Net neutrality rules will officially be off the books starting April 23rd. The date was revealed today after the Federal Communication Commission’s order revoking net neutrality was published in the Federal Register. You can read the full order here.
The publication means that a new fight around net neutrality is about to begin. States and other parties will be able to sue over the rules — some have already gotten started — and a battle in Congress will kick off over a vote to reverse the order entirely. While that fight likely won’t get far in Congress since Republicans by and large oppose net neutrality and control both chambers, there will likely be a long and heated legal battle around the corner for the FCC’s new policy.
The FCC’s new rules are really a lack of rules. Its “Restoring Internet Freedom” order entirely revokes the strong net neutrality regulations put in place back in 2015 and replaces them with basically nothing. Internet providers can now block, throttle, and prioritize content if they want to. The only real rule here is that they have to disclose if they’re doing any of this.

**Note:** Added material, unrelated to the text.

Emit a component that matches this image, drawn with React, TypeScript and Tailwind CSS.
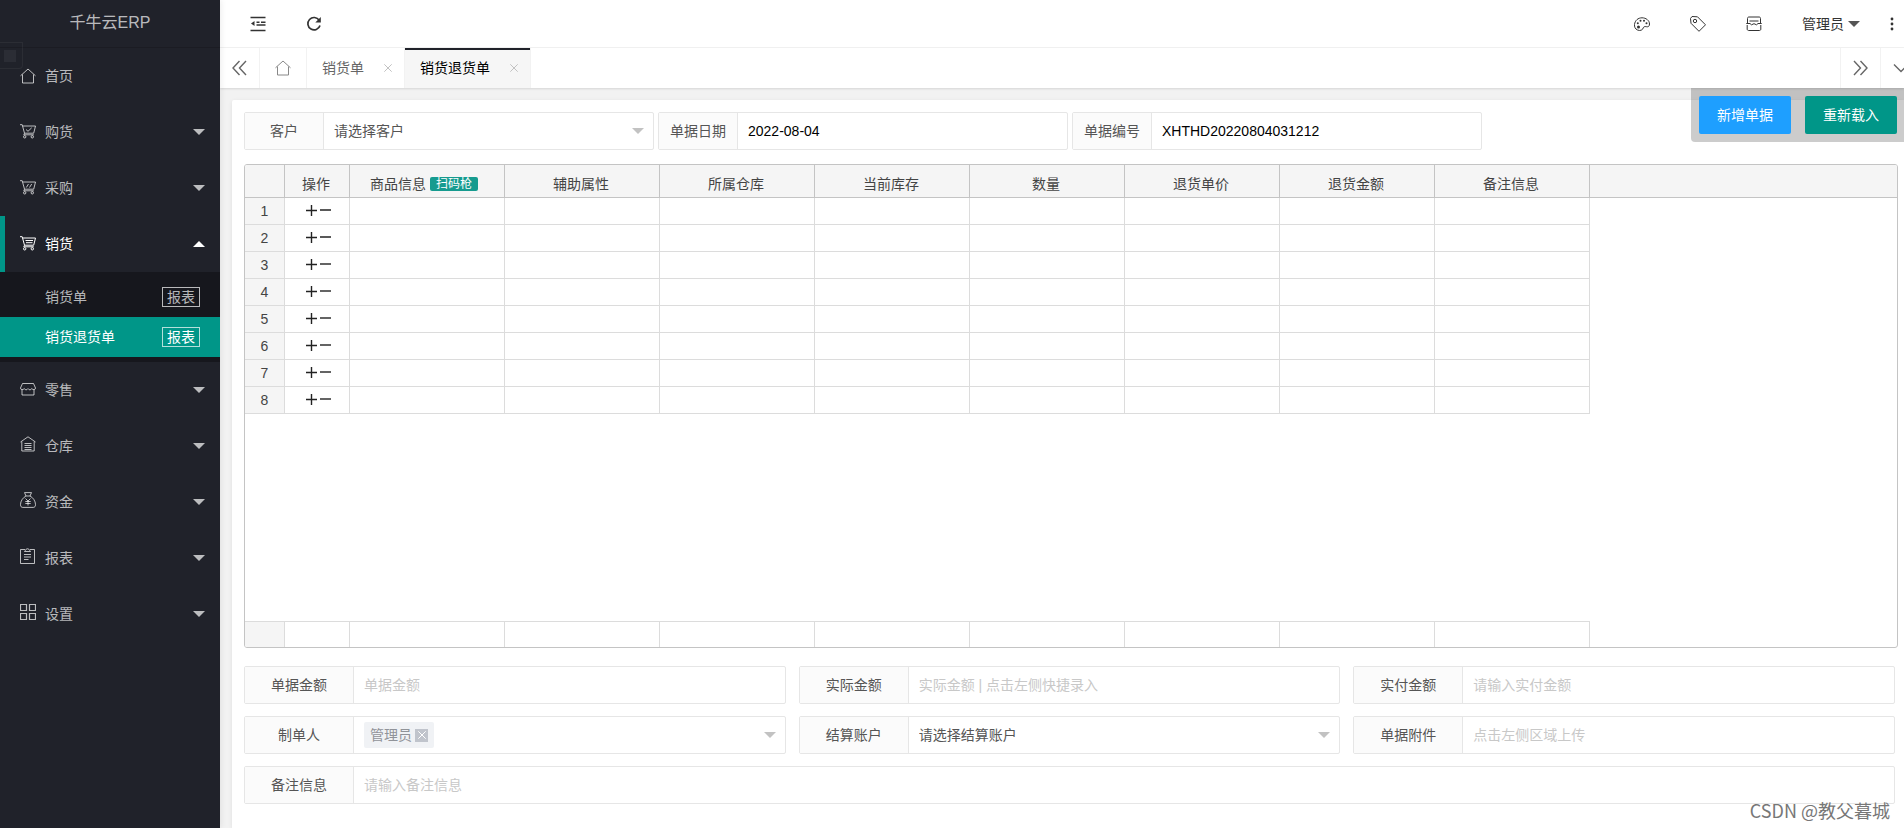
import React from "react"
import clsx from "clsx"

const svgProps = {
    width: 16,
    height: 16,
    viewBox: "0 0 16 16",
    fill: "none",
    stroke: "currentColor",
    strokeWidth: 1,
    "aria-hidden": true,
}

function HomeIcon() {
    return (
        <svg {...svgProps} className="shrink-0">
            <path d="M0.5 7.8L8 1l7.500 6.800M2.500 6.500v8.500h11V6.500" />
        </svg>
    )
}

function CartIcon({ children }: { children?: React.ReactNode }) {
    return (
        <svg {...svgProps} className="shrink-0">
            <path d="M0 .7h2.200L4.500 9.200h9.200L15.500 2H2.600" />
            <path d="M4.500 9.200l-.7 1.600h10" />
            <circle cx="4.700" cy="12.800" r="1.200" />
            <circle cx="12.300" cy="12.800" r="1.200" />
            {children}
        </svg>
    )
}

function ShopIcon() {
    return (
        <svg {...svgProps} className="mb-[2px] shrink-0">
            <path d="M2.500 2.500h11l2 4.500c0 2-2.500 2.200-3.700.6-1.200 1.600-2.700 1.600-3.800 0-1.100 1.600-2.600 1.600-3.800 0C3 9.200.5 9 .5 7z" />
            <path d="M2 8.800v5.200h12V8.800" />
        </svg>
    )
}

function WarehouseIcon() {
    return (
        <svg {...svgProps} className="mb-1 shrink-0">
            <path d="M0.500 6L8 0.800 15.500 6M1.800 5.500v9.500h12.400V5.500M4.500 7.500h7M4.500 9.500h7M4.500 11.500h7M4.500 13.500h7" />
        </svg>
    )
}

function MoneyIcon() {
    return (
        <svg {...svgProps} className="mb-1 shrink-0">
            <path d="M4.500.6h7L10 4H6zM6 4C3 5.500.5 9 .5 12.500c0 2 .8 2.900 2.300 2.900h10.400c1.500 0 2.300-.9 2.300-2.900C15.500 9 13 5.500 10 4" />
            <path d="M5.500 6.500L8 9l2.500-2.500M8 9v4.500M5.300 9.500h5.400M5.300 11.500h5.400" />
        </svg>
    )
}

function ReportIcon() {
    return (
        <svg {...svgProps} className="mb-1 shrink-0">
            <path d="M5 1.500H.5v14h14v-14H10M4.500 3.500h6L9.500 2.200C9.300.3 5.700.3 5.500 2.200zM4 6.500h7M4 9h7M4 11.500h4.500" />
        </svg>
    )
}

function GridIcon() {
    return (
        <svg {...svgProps} className="mb-1 shrink-0">
            <path d="M.5.5h6v6h-6zM9.500.5h6v6h-6zM.5 9.500h6v6h-6zM9.500 9.500h6v6h-6z" strokeWidth={1.200} />
        </svg>
    )
}

function Caret({ up = false, className = "" }: { up?: boolean; className?: string }) {
    return (
        <svg width="12" height="6" viewBox="0 0 12 6" fill="currentColor" aria-hidden="true" className={clsx("shrink-0", up && "rotate-180", className)}>
            <path d="M0 0h12L6 6z" />
        </svg>
    )
}

function CloseIcon() {
    return (
        <svg width="8" height="8" viewBox="0 0 8 8" fill="none" stroke="currentColor" aria-hidden="true">
            <path d="M.3.3l7.400 7.400M7.700.3L.3 7.700" />
        </svg>
    )
}

const menus = [
    { label: "首页", icon: <HomeIcon />, leaf: true },
    { label: "购货", icon: <CartIcon><path d="M6 5.500l2 1.800 3.700-3.500" /></CartIcon> },
    { label: "采购", icon: <CartIcon><path d="M6.300 7.500l2.200-3.500M9.500 7.500L11.700 4" /></CartIcon> },
    { label: "销货", icon: <CartIcon><path d="M5.500 4.500h7.500M6 6.700h6.500" /></CartIcon>, children: ["销货单", "销货退货单"] },
    { label: "零售", icon: <ShopIcon /> },
    { label: "仓库", icon: <WarehouseIcon /> },
    { label: "资金", icon: <MoneyIcon /> },
    { label: "报表", icon: <ReportIcon /> },
    { label: "设置", icon: <GridIcon /> },
]

const columns = ["辅助属性", "所属仓库", "当前库存", "数量", "退货单价", "退货金额", "备注信息"]
const rows = [1, 2, 3, 4, 5, 6, 7, 8]

function Sidebar() {
    return (
        <aside className="relative z-20 w-[220px] shrink-0 bg-[#20222a] text-white/70 shadow-[1px_0_6px_rgba(0,0,0,0.08)]">
            <div className="flex h-12 items-center justify-center border-b border-black/15 pb-1 pt-[2px] text-base">千牛云ERP</div>
            {/* drag handle */}
            <div className="absolute left-0 top-[42px] flex h-[27px] w-[23px] items-center rounded-br border border-l-0 border-white/5 pl-1">
                <span className="h-3 w-3 bg-white/5" />
            </div>
            <nav>
                <ul>
                    {menus.map((menu) => (
                        <li key={menu.label}>
                            <a
                                href="#"
                                className={clsx(
                                    "flex h-14 items-center gap-[9px] pr-[15px]",
                                    menu.children ? "border-l-[5px] border-[#009688] pl-[15px] text-white" : "pl-5"
                                )}
                            >
                                {menu.icon}
                                <span>{menu.label}</span>
                                {!menu.leaf && <Caret up={!!menu.children} className="ml-auto" />}
                            </a>
                            {menu.children && (
                                <ul className="bg-black/30 py-[5px]">
                                    {menu.children.map((child) => {
                                        const active = child === "销货退货单"
                                        return (
                                            <li
                                                key={child}
                                                className={clsx("flex h-10 items-center justify-between pl-[45px] pr-5", active && "bg-[#009688] text-white")}
                                            >
                                                <a href="#">{child}</a>
                                                <a href="#" className="flex h-5 items-center border border-white/70 px-1">报表</a>
                                            </li>
                                        )
                                    })}
                                </ul>
                            )}
                        </li>
                    ))}
                </ul>
            </nav>
        </aside>
    )
}

function Header() {
    return (
        <header className="flex h-12 items-center border-b border-[#f2f2f2] bg-white text-[#333]">
            <button type="button" aria-label="侧边伸缩" className="ml-[10px] flex w-14 justify-center">
                <svg {...svgProps} strokeWidth={1.400}>
                    <path d="M.5 1.500h15M6.500 6.300h3M11 6.300h4.500M6.500 9h9M.5 14.500h15" />
                    <path d="M4.500 5v5L1 7.500z" fill="currentColor" stroke="none" />
                </svg>
            </button>
            <button type="button" aria-label="刷新" className="flex w-14 justify-center">
                <svg {...svgProps} strokeWidth={1.700}>
                    <path d="M13.200 4.200A6.200 6.200 0 1 0 14 9.500" />
                    <path d="M14.800 1v5.500H9.300z" fill="currentColor" stroke="none" />
                </svg>
            </button>
            <div className="ml-auto flex items-center">
                <button type="button" aria-label="主题" className="flex w-14 justify-center">
                    <svg {...svgProps}>
                        <path d="M3.500 14C1 13 .3 10.500.5 8.500 1 4.500 4 1.800 8 1.800s7.500 2.700 7.500 6.200c0 2.500-1.500 3-3 2.700-2-.5-3 .3-3.300 1.300-.5 2-3 3.200-5.700 2z" />
                        <g fill="currentColor" stroke="none">
                            <circle cx="4.500" cy="11" r="1.500" />
                            <circle cx="3.800" cy="7.200" r="1" />
                            <circle cx="6.500" cy="4.700" r="1" />
                            <circle cx="10" cy="4.700" r="1" />
                            <circle cx="12.500" cy="7.300" r="1" />
                        </g>
                    </svg>
                </button>
                <button type="button" aria-label="便签" className="flex w-14 justify-center">
                    <svg {...svgProps}>
                        <path d="M.5 2.500l1.500-2 5.500.3 8 8-6.500 6.500L1 7.300z" />
                        <circle cx="5" cy="5" r="1.700" />
                    </svg>
                </button>
                <button type="button" aria-label="消息" className="flex w-14 justify-center">
                    <svg {...svgProps}>
                        <path d="M1.500 7V2.500c0-1 .5-1.500 1.500-1.500h10c1 0 1.500.5 1.500 1.500V7M3.500 5h9M.3 7.500h3.700l1.500 1.300L8 7.700l2.500 1.100L12 7.500h3.700M1.200 9v4c0 1 .6 1.500 1.500 1.500h10.600c1 0 1.500-.5 1.500-1.500V9" />
                    </svg>
                </button>
                <button type="button" className="flex items-center gap-1 px-5">
                    管理员
                    <Caret className="text-[#555]" />
                </button>
                <button type="button" aria-label="更多" className="flex w-6 justify-center">
                    <svg {...svgProps} fill="currentColor" stroke="none">
                        <circle cx="8" cy="3" r="1.400" />
                        <circle cx="8" cy="8" r="1.400" />
                        <circle cx="8" cy="13" r="1.400" />
                    </svg>
                </button>
            </div>
        </header>
    )
}

function TabBar() {
    return (
        <div className="relative z-10 flex h-10 bg-white text-[#666] shadow-[0_1px_2px_rgba(0,0,0,0.12)]">
            <button type="button" aria-label="向左" className="flex w-10 items-center justify-center border-r border-[#f2f2f2]">
                <svg {...svgProps} strokeWidth={1.400}>
                    <path d="M7.500 1L1 8l6.500 7M14 1L7.500 8l6.500 7" />
                </svg>
            </button>
            <a href="#" aria-label="首页" className="flex w-[47px] items-center justify-center border-r border-[#f2f2f2] text-[#888]">
                <HomeIcon />
            </a>
            <div className="flex items-center gap-5 border-r border-[#f2f2f2] pl-[15px] pr-3">
                <a href="#">销货单</a>
                <button type="button" aria-label="关闭销货单" className="text-[#c2c2c2]"><CloseIcon /></button>
            </div>
            <div className="relative flex items-center gap-5 border-r border-[#f2f2f2] bg-[#f6f6f6] pl-[15px] pr-3">
                <span className="absolute inset-x-0 top-0 h-[2px] bg-[#20222a]" />
                <a href="#" className="text-black">销货退货单</a>
                <button type="button" aria-label="关闭销货退货单" className="text-[#c2c2c2]"><CloseIcon /></button>
            </div>
            <button type="button" aria-label="向右" className="ml-auto flex w-10 items-center justify-center border-l border-[#f2f2f2]">
                <svg {...svgProps} strokeWidth={1.400}>
                    <path d="M1 1l6.500 7L1 15M7.500 1L14 8l-6.500 7" />
                </svg>
            </button>
            <button type="button" aria-label="标签操作" className="flex w-6 items-center overflow-hidden border-l border-[#f2f2f2] pl-3">
                <svg {...svgProps} strokeWidth={1.400} className="shrink-0">
                    <path d="M1 4.500l7 7 7-7" />
                </svg>
            </button>
        </div>
    )
}

type FieldProps = {
    id: string
    label: string
    wide?: boolean
    className?: string
    children: React.ReactNode
}

function Field({ id, label, wide = false, className = "", children }: FieldProps) {
    return (
        <div className={clsx("flex h-[38px] rounded-xs border border-[#e6e6e6] bg-white", className)}>
            <label
                htmlFor={id}
                className={clsx(
                    "flex shrink-0 items-center justify-center border-r border-[#e6e6e6] bg-[#fbfbfb] text-[#555]",
                    wide ? "w-[109px]" : "w-[79px]"
                )}
            >
                {label}
            </label>
            <div className="relative flex min-w-0 flex-1 items-center">{children}</div>
        </div>
    )
}

function TextInput({ id, value, placeholder }: { id: string; value?: string; placeholder?: string }) {
    return (
        <input
            id={id}
            type="text"
            defaultValue={value}
            placeholder={placeholder}
            className="h-full w-full px-[10px] text-black outline-none placeholder:text-[#c8c8c8]"
        />
    )
}

function SelectInput({ id, text }: { id: string; text: string }) {
    return (
        <>
            <select id={id} className="h-full w-full appearance-none px-[10px] text-[#555] outline-none">
                <option>{text}</option>
            </select>
            <Caret className="pointer-events-none absolute right-[9px] text-[#c2c2c2]" />
        </>
    )
}

function ColGroup() {
    return (
        <colgroup>
            <col className="w-10" />
            <col className="w-[65px]" />
            <col className="w-[155px]" />
            {columns.map((name) => (
                <col key={name} className="w-[155px]" />
            ))}
            <col />
        </colgroup>
    )
}

function GoodsTable() {
    const th = "border-b border-r border-[#c4c4c4] pr-[2px] pt-[6px] font-normal"
    return (
        <div className="flex min-h-[484px] flex-col justify-between overflow-hidden rounded-[3px] border border-[#c4c4c4] text-[#444]">
            <table className="w-full table-fixed border-separate border-spacing-0 text-center">
                <ColGroup />
                <thead>
                    <tr className="h-[33px] bg-[#f5f5f5]">
                        <th className={th} />
                        <th className={th}>操作</th>
                        <th className={th}>
                            <span className="flex items-center justify-center gap-1 pr-1">
                                商品信息
                                <button type="button" className="h-[14px] rounded-xs bg-[#169b8f] px-[6px] text-xs leading-[14px] text-white">扫码枪</button>
                            </span>
                        </th>
                        {columns.map((name) => (
                            <th key={name} className={th}>{name}</th>
                        ))}
                        <th className="border-b border-[#c4c4c4]" />
                    </tr>
                </thead>
                <tbody>
                    {rows.map((row) => (
                        <tr key={row} className="h-[27px]">
                            <td className="border-b border-r border-[#dcdcdc] bg-[#f5f5f5]">{row}</td>
                            <td className="border-b border-r border-[#dcdcdc] text-[#222]">
                                <span className="flex items-center justify-center gap-[3px] pb-[2px] pl-[2px]">
                                    <button type="button" aria-label="添加行">
                                        <svg width="11" height="11" viewBox="0 0 11 11" stroke="currentColor" strokeWidth="1.400" className="block">
                                            <path d="M0 5.500h11M5.500 0v11" />
                                        </svg>
                                    </button>
                                    <button type="button" aria-label="删除行">
                                        <svg width="11" height="11" viewBox="0 0 11 11" stroke="currentColor" strokeWidth="1.400" className="block">
                                            <path d="M0 5h11" />
                                        </svg>
                                    </button>
                                </span>
                            </td>
                            <td className="border-b border-r border-[#dcdcdc]" />
                            {columns.map((name) => (
                                <td key={name} className="border-b border-r border-[#dcdcdc]" />
                            ))}
                            <td />
                        </tr>
                    ))}
                </tbody>
            </table>
            {/* totals */}
            <table className="w-full table-fixed border-separate border-spacing-0">
                <ColGroup />
                <tbody>
                    <tr className="h-[26px]">
                        <td className="border-r border-t border-[#dcdcdc] bg-[#f5f5f5]" />
                        <td className="border-r border-t border-[#dcdcdc]" />
                        <td className="border-r border-t border-[#dcdcdc]" />
                        {columns.map((name) => (
                            <td key={name} className="border-r border-t border-[#dcdcdc]" />
                        ))}
                        <td />
                    </tr>
                </tbody>
            </table>
        </div>
    )
}

export default function App() {
    return (
        <div className="flex min-h-screen overflow-hidden bg-[#f2f2f2] font-['Liberation_Sans','Noto_Sans_CJK_SC',sans-serif] text-sm">
            <Sidebar />
            <div className="relative flex min-w-0 flex-1 flex-col">
                <Header />
                <TabBar />
                <main className="relative flex flex-1 flex-col pl-3 pt-3">
                    {/* floating actions */}
                    <div className="absolute right-0 top-0 flex gap-[14px] rounded-bl bg-black/20 py-2 pl-2 pr-[7px] text-white">
                        <button type="button" className="h-[38px] rounded-xs bg-[#1e9fff] px-[18px]">新增单据</button>
                        <button type="button" className="h-[38px] rounded-xs bg-[#009688] px-[18px]">重新载入</button>
                    </div>
                    <div className="flex-1 rounded-tl-xs bg-white pb-6 pl-3 pr-[6px] pt-3 shadow-[0_1px_4px_rgba(0,0,0,0.08)]">
                        <div className="flex gap-1">
                            <Field id="customer" label="客户" className="w-[410px]">
                                <SelectInput id="customer" text="请选择客户" />
                            </Field>
                            <Field id="date" label="单据日期" className="w-[410px]">
                                <TextInput id="date" value="2022-08-04" />
                            </Field>
                            <Field id="number" label="单据编号" className="w-[410px]">
                                <TextInput id="number" value="XHTHD20220804031212" />
                            </Field>
                        </div>
                        <div className="mb-[18px] mt-[14px]">
                            <GoodsTable />
                        </div>
                        <div className="mr-[3px] grid grid-cols-3 gap-x-[13px] gap-y-3">
                            <Field id="total" label="单据金额" wide>
                                <TextInput id="total" placeholder="单据金额" />
                            </Field>
                            <Field id="actual" label="实际金额" wide>
                                <TextInput id="actual" placeholder="实际金额 | 点击左侧快捷录入" />
                            </Field>
                            <Field id="money" label="实付金额" wide>
                                <TextInput id="money" placeholder="请输入实付金额" />
                            </Field>
                            <Field id="user" label="制单人" wide>
                                <div className="ml-[10px] flex h-[26px] items-center gap-[3px] rounded-xs bg-[#f0f2f5] px-[6px] text-[#909399]">
                                    管理员
                                    <button type="button" aria-label="移除管理员" className="flex h-[13px] w-[13px] items-center justify-center bg-[#c0c4cc] text-white">
                                        <CloseIcon />
                                    </button>
                                </div>
                                <input id="user" type="text" className="h-full min-w-0 flex-1 outline-none" />
                                <Caret className="pointer-events-none absolute right-[9px] text-[#c2c2c2]" />
                            </Field>
                            <Field id="account" label="结算账户" wide>
                                <SelectInput id="account" text="请选择结算账户" />
                            </Field>
                            <Field id="file" label="单据附件" wide>
                                <TextInput id="file" placeholder="点击左侧区域上传" />
                            </Field>
                            <Field id="remark" label="备注信息" wide className="col-span-3">
                                <TextInput id="remark" placeholder="请输入备注信息" />
                            </Field>
                        </div>
                    </div>
                </main>
                <div className="pointer-events-none absolute bottom-[6px] right-[14px] font-['Noto_Sans_CJK_SC',sans-serif] text-lg leading-6 text-[#777]">CSDN @教父暮城</div>
            </div>
        </div>
    )
}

By requiring disclosures, the FCC believes that it’s empowering the Federal Trade Commission to take over enforcement of any anti-competitive internet practices. The trouble is, the FTC can’t preempt those behaviors with specific rules — it can only act after the fact if it finds “unfair or deceptive” behavior — and the agency has a much broader focus, meaning only the most egregious issues are likely to draw attention.
So is the entire internet about to change? Not overnight, and probably not even in the immediate future. When it does change because of these lack of rules — and it will — it’ll be in subtle ways that are difficult to notice but will, ultimately, make a real difference.
One current practice that’s a sign of things to come is zero-rating, where internet providers offer free data when you use certain services. This sounds great on the surface (who wouldn’t want free data?), but it gives a huge advantage to the sites and services that the internet provider chooses to support. AT&T, for instance, offers free streaming of its own video services, like DirecTV Now, whereas subscribers still have to pay in order to stream Hulu. That means an AT&T customer may be more inclined to sign up for DirecTV than Hulu, which would make life harder for Hulu and other streaming video competitors.
Over the long run, this could allow established tech and telecom giants to pick the services that win and lose, rather than having them all compete on an even playing field and letting consumers pick which they like better. Today’s publication of the rules doesn’t mean net neutrality is gone forever, though. It’s become clear that Americans are passionate about net neutrality, and legislators from both parties have acknowledged it’s something they’ll have to work on. It’s not clear how long it will take them to get around to it, but it means arguments around net neutrality certainly won’t end here.